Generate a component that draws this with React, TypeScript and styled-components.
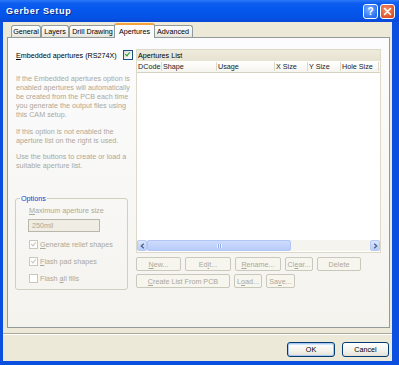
import React from "react";
import styled, { createGlobalStyle } from "styled-components";

const GlobalStyle = createGlobalStyle`
  html, body {
    margin: 0;
    padding: 0;
    background: #ffffff;
  }
  body {
    font-family: "Liberation Sans", Arial, sans-serif;
    font-size: 7.2px;
    color: #000000;
  }
`;

const tabs = [
    { label: "General", width: 30 },
    { label: "Layers", width: 28 },
    { label: "Drill Drawing", width: 47 },
    { label: "Apertures", width: 41, active: true },
    { label: "Advanced", width: 40 },
];

const columns = [
    { label: "DCode", width: 25 },
    { label: "Shape", width: 55 },
    { label: "Usage", width: 58 },
    { label: "X Size", width: 33 },
    { label: "Y Size", width: 33 },
    { label: "Hole Size", width: 38 },
];

export default function App() {
    return (
        <>
            <GlobalStyle />
            <Window>
                <TitleBar>
                    <Title>Gerber Setup</Title>
                    <CaptionButton>?</CaptionButton>
                    <CaptionButton $close>
                        <svg width="9" height="9" viewBox="0 0 9 9">
                            <path d="M1.5 1.5 L7.5 7.5 M7.5 1.5 L1.5 7.5" stroke="#fff" strokeWidth="1.6" strokeLinecap="round" />
                        </svg>
                    </CaptionButton>
                </TitleBar>
                <Frame>
                    <Body>
                        <TabRow>
                            {tabs.map((t) => (
                                <Tab key={t.label} $width={t.width} $active={t.active}>
                                    {t.label}
                                </Tab>
                            ))}
                        </TabRow>
                        <Panel>
                            <LeftColumn>
                                <EmbeddedRow>
                                    <span>
                                        <u>E</u>mbedded apertures (RS274X)
                                    </span>
                                    <CheckBox $checked />
                                </EmbeddedRow>
                                <Description>
                                    If the Embedded apertures option is
                                    <br />
                                    enabled apertures will automatically
                                    <br />
                                    be created from the PCB each time
                                    <br />
                                    you generate the output files using
                                    <br />
                                    this CAM setup.
                                </Description>
                                <Description>
                                    If this option is not enabled the
                                    <br />
                                    aperture list on the right is used.
                                </Description>
                                <Description>
                                    Use the buttons to create or load a
                                    <br />
                                    suitable aperture list.
                                </Description>
                                <Group>
                                    <GroupLabel>Options</GroupLabel>
                                    <GrayText>
                                        <u>M</u>aximum aperture size
                                    </GrayText>
                                    <SizeInput>250mil</SizeInput>
                                    <OptionRow>
                                        <CheckBox $checked $disabled />
                                        <GrayText>
                                            <u>G</u>enerate relief shapes
                                        </GrayText>
                                    </OptionRow>
                                    <OptionRow>
                                        <CheckBox $checked $disabled />
                                        <GrayText>
                                            <u>F</u>lash pad shapes
                                        </GrayText>
                                    </OptionRow>
                                    <OptionRow>
                                        <CheckBox $disabled />
                                        <GrayText>
                                            Flash <u>a</u>ll fills
                                        </GrayText>
                                    </OptionRow>
                                </Group>
                            </LeftColumn>
                            <RightColumn>
                                <ListBox>
                                    <ListCaption>Apertures List</ListCaption>
                                    <HeaderRow>
                                        {columns.map((c) => (
                                            <HeaderCell key={c.label} $width={c.width}>
                                                {c.label}
                                            </HeaderCell>
                                        ))}
                                    </HeaderRow>
                                    <ListBody />
                                    <ScrollBar>
                                        <ScrollArrow>
                                            <svg width="5" height="6" viewBox="0 0 5 6">
                                                <path d="M3.8 0.8 L1.3 3 L3.8 5.2" stroke="#4d6185" strokeWidth="1.3" fill="none" />
                                            </svg>
                                        </ScrollArrow>
                                        <ScrollThumb>
                                            <Grip />
                                        </ScrollThumb>
                                        <ScrollTrack />
                                        <ScrollArrow>
                                            <svg width="5" height="6" viewBox="0 0 5 6">
                                                <path d="M1.2 0.8 L3.7 3 L1.2 5.2" stroke="#4d6185" strokeWidth="1.3" fill="none" />
                                            </svg>
                                        </ScrollArrow>
                                    </ScrollBar>
                                </ListBox>
                                <ButtonRow>
                                    <FlatButton $width={45}>
                                        <u>N</u>ew...
                                    </FlatButton>
                                    <FlatButton $width={46}>
                                        Ed<u>i</u>t...
                                    </FlatButton>
                                    <FlatButton $width={46}>
                                        <u>R</u>ename...
                                    </FlatButton>
                                    <FlatButton $width={28}>
                                        Cl<u>e</u>ar...
                                    </FlatButton>
                                    <FlatButton $width={44}>Delete</FlatButton>
                                </ButtonRow>
                                <ButtonRow>
                                    <FlatButton $width={94}>
                                        <u>C</u>reate List From PCB
                                    </FlatButton>
                                    <FlatButton $width={28}>
                                        L<u>o</u>ad...
                                    </FlatButton>
                                    <FlatButton $width={29}>
                                        Sa<u>v</u>e...
                                    </FlatButton>
                                </ButtonRow>
                            </RightColumn>
                        </Panel>
                        <Separator />
                        <Footer>
                            <DialogButton $default>OK</DialogButton>
                            <DialogButton>Cancel</DialogButton>
                        </Footer>
                    </Body>
                </Frame>
            </Window>
        </>
    );
}

const Window = styled.div`
    width: 399px;
    height: 365px;
    display: flex;
    flex-direction: column;
    background: #0a4fe0;
    overflow: hidden;
`;

const TitleBar = styled.div`
    height: 22px;
    flex: none;
    display: flex;
    align-items: center;
    gap: 2px;
    padding: 0 4px 0 6px;
    box-sizing: border-box;
    background: linear-gradient(
        to bottom,
        #2b78f6 0%,
        #0d5df0 15%,
        #0456ec 50%,
        #0553e6 80%,
        #0a48d6 100%
    );
`;

const Title = styled.span`
    flex: 1;
    color: #ffffff;
    font-weight: bold;
    font-size: 9px;
    letter-spacing: 0.7px;
    text-shadow: 1px 1px 0 #0a2a8a;
`;

const CaptionButton = styled.div<{ $close?: boolean }>`
    width: 15px;
    height: 15px;
    box-sizing: border-box;
    border: 1px solid #ffffff;
    border-radius: 3px;
    display: flex;
    align-items: center;
    justify-content: center;
    color: #ffffff;
    font-weight: bold;
    font-size: 10px;
    background: ${(p) =>
        p.$close
            ? "radial-gradient(circle at 40% 35%, #f0906c, #e1542a 70%, #c9401e)"
            : "radial-gradient(circle at 40% 35%, #7fb0ff, #2d74f2 70%, #1a5ce0)"};
`;

const Frame = styled.div`
    flex: 1;
    display: flex;
    padding: 0 7px 4px 3px;
    min-height: 0;
`;

const Body = styled.div`
    flex: 1;
    display: flex;
    flex-direction: column;
    background: #ece9d8;
    padding: 1px 2px 4px 4px;
    min-width: 0;
`;

const TabRow = styled.div`
    height: 14px;
    flex: none;
    display: flex;
    align-items: flex-end;
    padding-left: 4px;
`;

const Tab = styled.div<{ $width: number; $active?: boolean }>`
    position: relative;
    width: ${(p) => p.$width}px;
    height: ${(p) => (p.$active ? 15 : 12)}px;
    margin: ${(p) => (p.$active ? "0 -2px -1px -2px" : "0")};
    z-index: ${(p) => (p.$active ? 1 : 0)};
    box-sizing: border-box;
    border: 1px solid #919b9c;
    border-bottom: none;
    border-top: ${(p) => (p.$active ? "2px solid #f3a33c" : "1px solid #919b9c")};
    border-radius: 3px 3px 0 0;
    background: ${(p) =>
        p.$active ? "#fcfcfe" : "linear-gradient(to bottom, #ffffff, #f0efe8 70%, #e6e4d8)"};
    display: flex;
    align-items: center;
    justify-content: center;
    white-space: nowrap;
    padding-bottom: ${(p) => (p.$active ? 1 : 0)}px;
`;

const Panel = styled.div`
    flex: 1;
    min-height: 0;
    box-sizing: border-box;
    border: 1px solid #919b9c;
    background: linear-gradient(to bottom, #fcfcfe, #f4f3ee);
    padding: 11px 8px 0 8px;
    display: grid;
    grid-template-columns: 118px 1fr;
    column-gap: 2px;
    align-items: start;
`;

const LeftColumn = styled.div`
    display: flex;
    flex-direction: column;
`;

const EmbeddedRow = styled.div`
    height: 12px;
    display: flex;
    align-items: center;
    justify-content: space-between;
    padding-right: 1px;
    white-space: nowrap;
`;

const CheckBox = styled.span<{ $checked?: boolean; $disabled?: boolean }>`
    flex: none;
    width: ${(p) => (p.$disabled ? 9 : 10)}px;
    height: ${(p) => (p.$disabled ? 9 : 10)}px;
    box-sizing: border-box;
    border: 1px solid ${(p) => (p.$disabled ? "#cac8bb" : "#1c5180")};
    background: ${(p) =>
        p.$disabled ? "#ffffff" : "linear-gradient(135deg, #dcdcd7, #ffffff)"};
    position: relative;

    &::after {
        content: "";
        display: ${(p) => (p.$checked ? "block" : "none")};
        position: absolute;
        left: 2px;
        top: 0px;
        width: 2px;
        height: 4px;
        border: solid ${(p) => (p.$disabled ? "#c6c4b6" : "#21a121")};
        border-width: 0 1.5px 1.5px 0;
        transform: rotate(40deg);
    }
`;

const Description = styled.p`
    margin: 0 0 7.5px;
    color: #aca899;
    line-height: 9px;
    white-space: nowrap;

    &:first-of-type {
        margin-top: 13px;
    }

    &:last-of-type {
        margin-bottom: 0;
    }
`;

const Group = styled.fieldset`
    margin: 24px 0 0 -1px;
    width: 113px;
    box-sizing: border-box;
    border: 1px solid #d0d0bf;
    border-radius: 3px;
    padding: 0 6px 6.5px 13px;
    display: flex;
    flex-direction: column;
    align-items: flex-start;
`;

const GroupLabel = styled.legend`
    color: #0046d5;
    line-height: 9px;
    padding: 0 1px;
    margin-left: -9px;
`;

const GrayText = styled.span`
    color: #aca899;
    line-height: 9px;
    white-space: nowrap;
    margin-top: 3px;
`;

const SizeInput = styled.div`
    margin-top: 3.5px;
    margin-left: -1px;
    width: 72px;
    height: 13px;
    box-sizing: border-box;
    border: 1px solid #b9b7ab;
    background: #efede4;
    color: #aca899;
    padding-left: 3px;
    line-height: 11px;
`;

const OptionRow = styled.div`
    height: 9px;
    display: flex;
    align-items: center;
    gap: 2px;
    margin-top: 8px;

    &:first-of-type {
        margin-top: 5.5px;
    }

    ${GrayText} {
        margin-top: 0;
    }
`;

const RightColumn = styled.div`
    display: flex;
    flex-direction: column;
    gap: 3px;
`;

const ListBox = styled.div`
    height: 204px;
    display: flex;
    flex-direction: column;
    box-sizing: border-box;
    border: 1px solid #dcd9c8;
    background: #ffffff;
    margin-bottom: 1px;
`;

const ListCaption = styled.div`
    height: 11px;
    flex: none;
    background: linear-gradient(to bottom, #eeebdc, #e6e3d1);
    padding-left: 1px;
    line-height: 11px;
`;

const HeaderRow = styled.div`
    height: 12px;
    flex: none;
    display: flex;
    background: linear-gradient(to bottom, #ffffff, #f5f4ee);
    border-bottom: 1px solid #d6d2c2;
    box-sizing: border-box;
`;

const HeaderCell = styled.div<{ $width: number }>`
    width: ${(p) => p.$width}px;
    box-sizing: border-box;
    padding-left: 1px;
    line-height: 11px;
    color: #222222;
    white-space: nowrap;
    border-right: 1px solid #ddd9ca;
    margin: 1px 0;
    line-height: 9px;
`;

const ListBody = styled.div`
    flex: 1;
    background: #ffffff;
`;

const ScrollBar = styled.div`
    height: 11px;
    flex: none;
    display: flex;
    background: #f5f4ef;
    margin-bottom: 1px;
`;

const ScrollArrow = styled.div`
    width: 10px;
    height: 11px;
    box-sizing: border-box;
    border: 1px solid #b8cbf6;
    border-radius: 2px;
    background: linear-gradient(to bottom, #dbe6fd, #b9cdf9);
    display: flex;
    align-items: center;
    justify-content: center;
`;

const ScrollThumb = styled.div`
    width: 144px;
    height: 11px;
    box-sizing: border-box;
    border: 1px solid #b2c6f5;
    border-radius: 2px;
    background: linear-gradient(to bottom, #cddbfd, #b9cdfa);
    display: flex;
    align-items: center;
    justify-content: center;
`;

const Grip = styled.div`
    width: 5px;
    height: 4px;
    background: repeating-linear-gradient(to right, #eef3ff 0 1px, #8ca8e6 1px 2px);
`;

const ScrollTrack = styled.div`
    flex: 1;
`;

const ButtonRow = styled.div`
    display: flex;
    gap: 4px;
`;

const FlatButton = styled.div<{ $width: number }>`
    width: ${(p) => p.$width}px;
    height: 14px;
    box-sizing: border-box;
    border: 1px solid #cac8bb;
    border-radius: 2px;
    background: #f6f5ee;
    color: #aca899;
    display: flex;
    align-items: center;
    justify-content: center;
    white-space: nowrap;
`;

const Separator = styled.div`
    flex: none;
    margin: 5px -2px 0 -4px;
    height: 0;
    border-top: 1px solid #aca899;
    border-bottom: 1px solid #ffffff;
`;

const Footer = styled.div`
    flex: none;
    display: flex;
    justify-content: flex-end;
    gap: 7px;
    margin-top: 7px;
    padding-right: 1px;
`;

const DialogButton = styled.div<{ $default?: boolean }>`
    width: ${(p) => (p.$default ? 48 : 47)}px;
    height: 15px;
    box-sizing: border-box;
    border: 1px solid #003c74;
    border-radius: 3px;
    background: linear-gradient(to bottom, #ffffff, #f3f2ec 60%, #e3e1d6);
    box-shadow: ${(p) =>
        p.$default ? "inset 0 0 0 1px #a9c5f0, inset 0 1px 0 1px #cee7ff" : "none"};
    display: flex;
    align-items: center;
    justify-content: center;
`;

_ _ _ _ _ _ _

**DIRECTIONS:** Find the lines above that include the string "React" and copy them.

**TASK SOLUTION:**
Generate a component that draws this with React, TypeScript and styled-components.
import React from "react";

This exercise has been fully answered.